> _Records provided_
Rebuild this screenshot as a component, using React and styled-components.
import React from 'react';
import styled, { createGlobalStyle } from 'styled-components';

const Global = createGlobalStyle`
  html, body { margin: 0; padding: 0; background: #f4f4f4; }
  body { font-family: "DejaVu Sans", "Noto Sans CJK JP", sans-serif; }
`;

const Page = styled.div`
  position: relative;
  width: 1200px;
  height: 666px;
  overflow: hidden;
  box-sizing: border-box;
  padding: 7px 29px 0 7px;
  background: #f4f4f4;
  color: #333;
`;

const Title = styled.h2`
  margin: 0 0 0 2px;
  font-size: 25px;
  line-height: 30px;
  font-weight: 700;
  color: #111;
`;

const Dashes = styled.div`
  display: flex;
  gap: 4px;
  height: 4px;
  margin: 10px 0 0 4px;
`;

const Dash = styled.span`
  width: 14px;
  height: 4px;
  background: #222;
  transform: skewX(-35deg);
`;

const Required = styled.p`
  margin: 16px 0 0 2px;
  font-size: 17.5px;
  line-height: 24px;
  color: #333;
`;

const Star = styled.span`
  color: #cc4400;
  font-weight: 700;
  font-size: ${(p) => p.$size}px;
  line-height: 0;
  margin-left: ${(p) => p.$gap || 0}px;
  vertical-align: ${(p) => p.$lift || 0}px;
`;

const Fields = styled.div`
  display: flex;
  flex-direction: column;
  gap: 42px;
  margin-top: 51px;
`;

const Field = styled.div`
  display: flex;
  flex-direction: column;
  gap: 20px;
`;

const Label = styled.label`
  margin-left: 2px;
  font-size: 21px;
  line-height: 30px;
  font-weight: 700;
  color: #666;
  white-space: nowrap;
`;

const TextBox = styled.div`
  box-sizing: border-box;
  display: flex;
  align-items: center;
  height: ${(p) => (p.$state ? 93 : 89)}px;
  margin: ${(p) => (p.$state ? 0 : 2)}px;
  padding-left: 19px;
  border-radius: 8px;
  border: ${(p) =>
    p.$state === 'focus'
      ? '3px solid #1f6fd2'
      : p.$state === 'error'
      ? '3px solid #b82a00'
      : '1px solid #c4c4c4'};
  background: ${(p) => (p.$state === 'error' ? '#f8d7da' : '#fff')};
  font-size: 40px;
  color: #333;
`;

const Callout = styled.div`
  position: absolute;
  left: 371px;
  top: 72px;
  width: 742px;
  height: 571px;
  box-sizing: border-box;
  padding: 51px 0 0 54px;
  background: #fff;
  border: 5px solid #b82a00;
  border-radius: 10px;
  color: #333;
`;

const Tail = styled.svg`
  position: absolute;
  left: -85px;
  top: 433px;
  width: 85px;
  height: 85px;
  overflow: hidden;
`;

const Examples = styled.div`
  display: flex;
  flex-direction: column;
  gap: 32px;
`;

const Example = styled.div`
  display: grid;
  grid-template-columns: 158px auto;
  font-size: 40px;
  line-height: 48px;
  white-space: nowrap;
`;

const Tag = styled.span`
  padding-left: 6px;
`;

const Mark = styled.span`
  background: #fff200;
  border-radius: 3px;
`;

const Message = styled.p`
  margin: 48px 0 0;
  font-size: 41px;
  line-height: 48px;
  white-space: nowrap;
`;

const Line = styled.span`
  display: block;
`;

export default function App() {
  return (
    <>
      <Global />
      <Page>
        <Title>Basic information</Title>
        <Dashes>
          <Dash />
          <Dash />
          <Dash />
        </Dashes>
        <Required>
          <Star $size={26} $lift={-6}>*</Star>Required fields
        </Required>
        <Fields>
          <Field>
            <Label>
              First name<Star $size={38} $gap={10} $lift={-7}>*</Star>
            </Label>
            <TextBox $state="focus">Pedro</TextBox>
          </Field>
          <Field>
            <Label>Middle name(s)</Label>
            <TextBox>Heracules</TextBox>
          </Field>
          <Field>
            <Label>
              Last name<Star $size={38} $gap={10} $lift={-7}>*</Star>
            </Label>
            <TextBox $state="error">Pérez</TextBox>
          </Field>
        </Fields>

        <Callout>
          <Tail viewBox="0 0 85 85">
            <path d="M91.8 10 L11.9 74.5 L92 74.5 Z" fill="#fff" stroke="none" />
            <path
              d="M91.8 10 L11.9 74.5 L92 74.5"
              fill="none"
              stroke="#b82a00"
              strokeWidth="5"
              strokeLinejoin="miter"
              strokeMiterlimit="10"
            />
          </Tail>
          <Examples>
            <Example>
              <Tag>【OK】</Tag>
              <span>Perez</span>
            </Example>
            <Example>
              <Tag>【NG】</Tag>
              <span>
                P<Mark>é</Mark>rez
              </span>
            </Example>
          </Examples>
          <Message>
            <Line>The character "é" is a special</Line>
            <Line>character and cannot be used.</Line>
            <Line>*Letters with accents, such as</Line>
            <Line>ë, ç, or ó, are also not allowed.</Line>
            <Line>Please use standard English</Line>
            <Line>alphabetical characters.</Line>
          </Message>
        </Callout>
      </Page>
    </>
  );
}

---

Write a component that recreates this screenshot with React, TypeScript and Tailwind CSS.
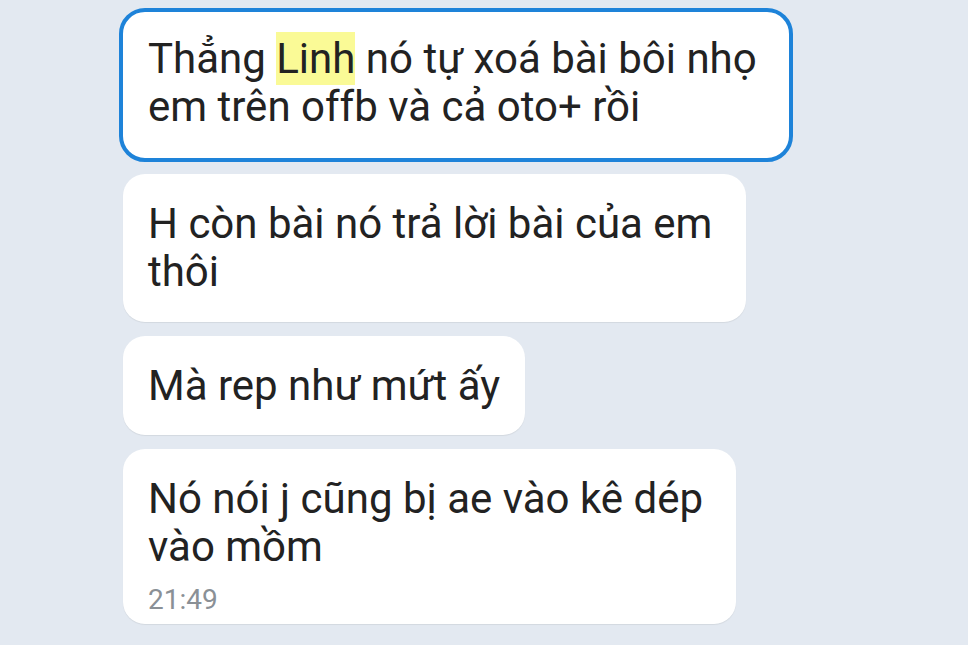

...

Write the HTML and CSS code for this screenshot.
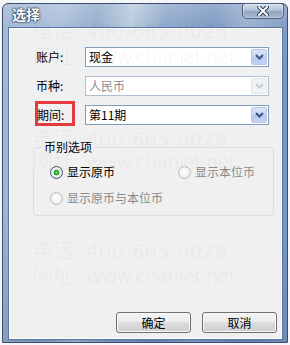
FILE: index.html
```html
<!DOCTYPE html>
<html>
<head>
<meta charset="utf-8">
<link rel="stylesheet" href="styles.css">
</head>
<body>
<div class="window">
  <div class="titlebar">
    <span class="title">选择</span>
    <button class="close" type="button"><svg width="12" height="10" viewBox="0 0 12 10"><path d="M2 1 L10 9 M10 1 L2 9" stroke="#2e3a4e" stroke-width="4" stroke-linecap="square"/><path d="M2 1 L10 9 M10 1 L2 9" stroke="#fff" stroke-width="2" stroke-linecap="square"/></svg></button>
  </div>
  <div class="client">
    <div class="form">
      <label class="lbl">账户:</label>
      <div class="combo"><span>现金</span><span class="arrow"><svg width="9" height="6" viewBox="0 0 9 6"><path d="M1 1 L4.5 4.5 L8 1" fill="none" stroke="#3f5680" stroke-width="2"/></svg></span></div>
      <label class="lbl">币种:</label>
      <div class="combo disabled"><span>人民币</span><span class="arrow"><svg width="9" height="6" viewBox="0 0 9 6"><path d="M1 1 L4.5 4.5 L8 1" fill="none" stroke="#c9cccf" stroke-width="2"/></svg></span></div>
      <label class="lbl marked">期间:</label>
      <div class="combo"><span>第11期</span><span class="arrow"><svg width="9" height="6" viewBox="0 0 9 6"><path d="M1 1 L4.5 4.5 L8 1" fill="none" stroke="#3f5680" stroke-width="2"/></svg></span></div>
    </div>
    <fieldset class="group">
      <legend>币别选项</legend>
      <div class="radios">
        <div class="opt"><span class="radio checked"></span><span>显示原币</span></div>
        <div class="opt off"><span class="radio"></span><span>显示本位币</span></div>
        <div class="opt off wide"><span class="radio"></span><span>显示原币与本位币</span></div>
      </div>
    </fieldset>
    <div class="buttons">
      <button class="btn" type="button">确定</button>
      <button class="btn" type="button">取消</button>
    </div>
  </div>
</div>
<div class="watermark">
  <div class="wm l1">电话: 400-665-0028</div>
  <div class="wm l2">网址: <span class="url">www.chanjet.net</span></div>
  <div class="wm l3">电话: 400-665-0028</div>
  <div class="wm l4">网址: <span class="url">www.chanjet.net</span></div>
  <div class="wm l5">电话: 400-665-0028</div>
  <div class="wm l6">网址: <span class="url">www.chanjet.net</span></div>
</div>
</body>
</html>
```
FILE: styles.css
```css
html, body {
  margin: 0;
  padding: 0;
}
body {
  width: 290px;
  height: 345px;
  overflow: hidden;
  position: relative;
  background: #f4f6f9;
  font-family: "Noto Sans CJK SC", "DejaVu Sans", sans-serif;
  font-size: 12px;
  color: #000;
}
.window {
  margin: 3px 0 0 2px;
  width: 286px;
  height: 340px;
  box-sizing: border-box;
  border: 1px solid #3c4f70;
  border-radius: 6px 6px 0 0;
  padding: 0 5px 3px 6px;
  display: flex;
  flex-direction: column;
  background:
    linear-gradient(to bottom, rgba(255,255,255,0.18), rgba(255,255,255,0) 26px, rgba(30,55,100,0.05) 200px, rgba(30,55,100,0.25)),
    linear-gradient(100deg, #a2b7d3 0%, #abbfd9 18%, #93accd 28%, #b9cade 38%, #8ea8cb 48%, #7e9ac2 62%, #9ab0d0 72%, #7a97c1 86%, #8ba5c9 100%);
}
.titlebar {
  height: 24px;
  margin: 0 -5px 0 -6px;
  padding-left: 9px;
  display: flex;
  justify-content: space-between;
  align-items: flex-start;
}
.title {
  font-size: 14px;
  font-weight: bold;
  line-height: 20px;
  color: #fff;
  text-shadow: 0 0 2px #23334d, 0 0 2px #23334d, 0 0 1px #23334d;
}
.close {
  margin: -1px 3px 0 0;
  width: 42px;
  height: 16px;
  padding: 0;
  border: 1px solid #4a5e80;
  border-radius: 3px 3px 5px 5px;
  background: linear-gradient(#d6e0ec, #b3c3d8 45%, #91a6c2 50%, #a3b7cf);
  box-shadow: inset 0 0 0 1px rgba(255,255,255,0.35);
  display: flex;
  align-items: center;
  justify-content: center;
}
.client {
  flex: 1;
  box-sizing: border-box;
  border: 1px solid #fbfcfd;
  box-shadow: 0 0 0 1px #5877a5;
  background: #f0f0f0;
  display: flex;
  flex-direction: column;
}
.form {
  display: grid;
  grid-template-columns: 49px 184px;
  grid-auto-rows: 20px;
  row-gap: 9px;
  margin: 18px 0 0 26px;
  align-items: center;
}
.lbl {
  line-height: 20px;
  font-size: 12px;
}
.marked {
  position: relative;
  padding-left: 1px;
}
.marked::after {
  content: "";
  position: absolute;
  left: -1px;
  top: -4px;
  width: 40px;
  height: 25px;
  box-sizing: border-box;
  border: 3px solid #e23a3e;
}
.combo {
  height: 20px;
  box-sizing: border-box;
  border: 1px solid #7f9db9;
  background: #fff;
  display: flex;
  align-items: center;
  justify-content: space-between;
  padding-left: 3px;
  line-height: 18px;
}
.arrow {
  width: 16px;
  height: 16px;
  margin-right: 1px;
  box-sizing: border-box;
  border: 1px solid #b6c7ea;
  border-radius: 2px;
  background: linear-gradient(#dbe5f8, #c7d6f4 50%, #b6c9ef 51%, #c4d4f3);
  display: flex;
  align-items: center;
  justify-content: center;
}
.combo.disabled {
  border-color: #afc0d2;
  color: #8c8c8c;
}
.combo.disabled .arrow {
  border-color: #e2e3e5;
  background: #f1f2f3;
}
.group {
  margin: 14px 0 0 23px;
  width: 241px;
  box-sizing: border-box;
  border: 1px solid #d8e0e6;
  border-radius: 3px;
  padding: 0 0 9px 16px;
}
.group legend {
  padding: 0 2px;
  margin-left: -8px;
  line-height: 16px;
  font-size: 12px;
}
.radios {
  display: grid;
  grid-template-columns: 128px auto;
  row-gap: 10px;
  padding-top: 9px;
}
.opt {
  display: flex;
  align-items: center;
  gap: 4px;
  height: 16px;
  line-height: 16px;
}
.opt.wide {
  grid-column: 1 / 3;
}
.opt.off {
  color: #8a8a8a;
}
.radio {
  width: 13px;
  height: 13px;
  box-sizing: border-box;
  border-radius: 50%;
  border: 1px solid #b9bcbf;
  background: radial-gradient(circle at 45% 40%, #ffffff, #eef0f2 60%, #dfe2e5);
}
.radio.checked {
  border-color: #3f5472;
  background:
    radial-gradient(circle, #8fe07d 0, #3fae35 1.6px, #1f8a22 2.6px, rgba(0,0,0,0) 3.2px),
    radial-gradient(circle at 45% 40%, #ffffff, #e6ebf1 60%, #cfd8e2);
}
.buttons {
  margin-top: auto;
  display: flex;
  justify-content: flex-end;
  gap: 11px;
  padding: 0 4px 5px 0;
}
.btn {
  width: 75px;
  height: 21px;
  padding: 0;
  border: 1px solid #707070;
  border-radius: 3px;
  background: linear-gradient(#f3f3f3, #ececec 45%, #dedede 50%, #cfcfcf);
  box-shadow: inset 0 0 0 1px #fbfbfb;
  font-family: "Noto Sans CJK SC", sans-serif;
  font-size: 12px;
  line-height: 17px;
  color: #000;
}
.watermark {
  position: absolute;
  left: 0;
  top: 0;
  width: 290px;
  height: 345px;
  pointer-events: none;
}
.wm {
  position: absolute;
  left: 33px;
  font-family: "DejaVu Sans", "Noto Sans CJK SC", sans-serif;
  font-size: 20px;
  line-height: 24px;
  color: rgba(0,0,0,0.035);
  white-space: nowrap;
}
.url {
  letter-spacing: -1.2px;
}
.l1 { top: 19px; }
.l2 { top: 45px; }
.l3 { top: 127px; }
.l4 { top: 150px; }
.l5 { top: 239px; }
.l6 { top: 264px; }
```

> _What you have to do_
Take every line from the records above that has the word "React" and copy it.

> _Expected answer_
Rebuild this screenshot as a component, using React and styled-components.
import React from 'react';
Write a component that recreates this screenshot with React, TypeScript and Tailwind CSS.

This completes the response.